The UK is to set up a £250m cyber-force unit that will carry out offensive cyberoperations, with Russian threat and terrorist groups named as the main reason behind the decision, according to the British media.
It was initially reported on March 14th, 2018, and the cyber force was supposed to consist of 1,000 members. Recent reports claimed that the £250 million unit will comprise about 2,000 digital warriors, with experts recruited from the military, security services and industry. It will quadruple the number of personnel in offensive cyber-roles and marks a step change in the nation’s ability to disrupt and destroy computer networks and internet-connected devices.
Experts will be recruited from the military, security services and industry for the project which will be set up by the Ministry of Defence (MoD) and Government Communications Headquarters (GCHQ), according to reports.
A government spokesman said: “The MoD and GCHQ have a long and proud history of working together, including on the National Offensive Cyber Programme. We are both committed to continuing to invest in this area, given the real threats the UK faces from a range of hostile actors.”
In July, a parliamentary committee warned that ministers are failing to get to grip with the shortage in cyber security experts despite the “potentially severe implications” for national security. In a report, they warned the WannaCry attack in May 2017, which hit the NHS, showed the need to protect critical national infrastructure (CNI) from cyber threats.
But the Joint Committee on the National Security Strategy said: “We are struck by the Government’s apparent lack of urgency in addressing the cyber security skills gap, which is of vital importance to both national security and the economy.”
Developing cyber security skills strategy should be the Government’s first priority, the committee said. “It is a pressing matter of national security that it does so,” it added.
In July, a government spokeswoman said: “We have a £1.9 billion National Cyber Security Strategy, opened the world-leading National Cyber Security Centre and continue to build on our cyber security knowledge, skills and capability.”
General Sir Richard Barrons, a former commander of Joint Forces Command, which is responsible for military cyber, said enhancing the UK’s ability to launch cyber-attacks is paramount at a time when countries such as Russia are already on the offensive.
“By adopting offensive cyber techniques in the UK, we are levelling the playing field and providing new means of both deterring and punishing states that wish to do us harm,” he said.
The new Cyber force is primarily an offensive effort. The necessity for it stems from London’s claims about the alleged growing cyberthreat from Moscow and the United Kingdom’s alleged successful use of cyberweapons against the Islamic State terror group.
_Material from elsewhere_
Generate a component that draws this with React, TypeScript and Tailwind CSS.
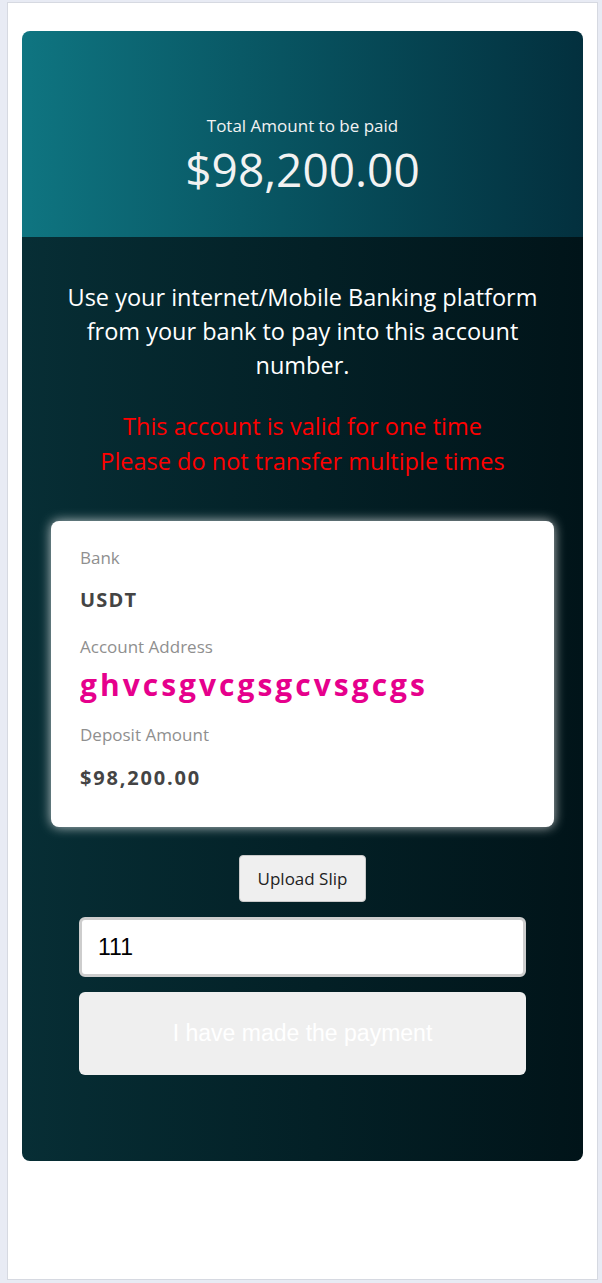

The current hysteria in the British media over the alleged Russian involvement in the Skripal poisoning, alleged Russian “cyberattacks” and even Russian “military threat” in Europe shows that the UK could use its cyber troops for agressive actions against Russia justifying them by “Russian agression”. In a soft variant, the British cybertroops will be used to supress “Russian proaganda” i.e. alternative media outlets.
In addition to the UK cyber security plans, the White House also published the US plans regarding the matter.
As reported by RT, a 40-page document, released on September 20th, contained the first comprehensive cyber strategy in 15 years. The document has at its core the idea that the US created the internet and that it must maintain the dominant role in “defining, shaping and policing cyberspace in much the same way as it does the globe.”
The Trump administration’s approach to cyberspace is “anchored by enduring American values, such as the belief in the power of individual liberty, free expression, free markets, and privacy,” the strategy reads.
In short, the strategy aims to set the global standard for online behavior, preserving the American dominance over the internet, as well as forwarding its political and economic interests. It also aims to punish “malicious actors” such as Russia and China.
Over the recent years, Russia has repeatedly been accused of carrying out cyberattacks against other countries, including the United States, France, the United Kingdom and Germany, and attempting, in particular, to influence the results of elections. Moscow has rejected any such claims.